Если допустить, что все может быть прекрасно, стань оно только творческой мыслью, если считать, что сама природа хороша только, когда это мысль какой-то великой Души, и чаще всего моментами, — шевеля в нас сочувственные струны, то станет понятна и красота книг. Мне смешны библиофилы: они мне кажутся всегда похожими на тех благочестивых и тщеславных афинян, которые надевали еще тонкие золотые ризы на божественное тело своей Девственной Заступницы.[169]
Нет, книга прекрасна, как Мысль. Это та форма, которую облюбовала себе самой — Мысль. Сколько ей навязывают их — от гаммы и чуть ли не до злодеяния — но одна Книга есть только Мысль, Одна Мысль. Все остальное в книге и вне книги — это уже мы — наше тщеславие. Вот отчего нельзя не любить Книги. Вот чем она прекрасна. Ваш И. Анненский.
16. XII 1908
Дорогая сестрица,
Я прочитал отменно скучное произведение Леонида Андреева «Черные маски».
По-моему, объяснить какое-нибудь литературное произведение можно лишь определив его композицию, т. е. замысел автора, его ближайшую цель.

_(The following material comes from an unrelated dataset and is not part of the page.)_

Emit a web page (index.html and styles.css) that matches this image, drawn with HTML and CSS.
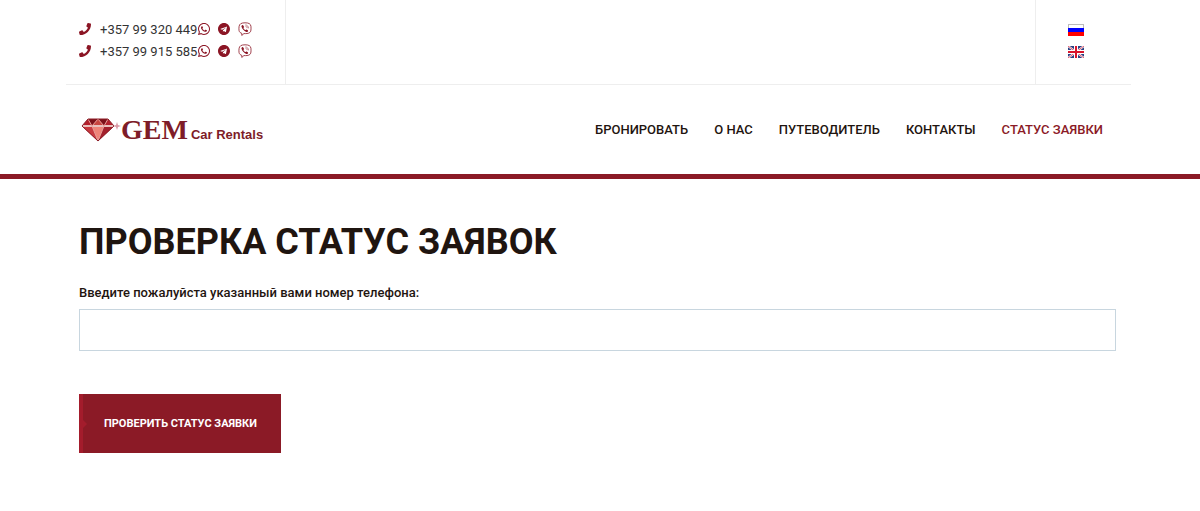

Цель у Л. Андреева была, как мне кажется, не столько литературная, сколь феерическая, театральная. Некогда драматург задавался мыслью учить своих сограждан через посредство лицедеев, которых звали «техниками Диониса», т. е. ремесленниками искусства. Трагик учил истинному смыслу мифов, как теперь катехизатор учит детей понимать молитвы и заповеди. Когда миновала пора творчества, выдвинулись актеры — век творчества сменился веком интерпретации. Современник Аристотеля, актер Полос так высоко ставил свое искусство, что, когда ему надо было изобразить глубокое страдание и заразить зрителей волнением при виде чужой скорби, он принес на сцену урну с пеплом собственного сына, и никогда, конечно, рыдание не было таким непосредственным — среди праздничной толпы. Но в наше время для Леонида Андреева драма от трагиков и даже лицедеев перешла и уже давно — еще ниже, в руки декораторов, бутафоров, Мейерхольдов[170]… И это не случайность в этом проявилась эволюция театра и театрального искусства и, может быть, обещающая в будущем небывалый блеск и даже умственное наслаждение. Л. Андреев, по-моему, искал сценических эффектов — прежде всего.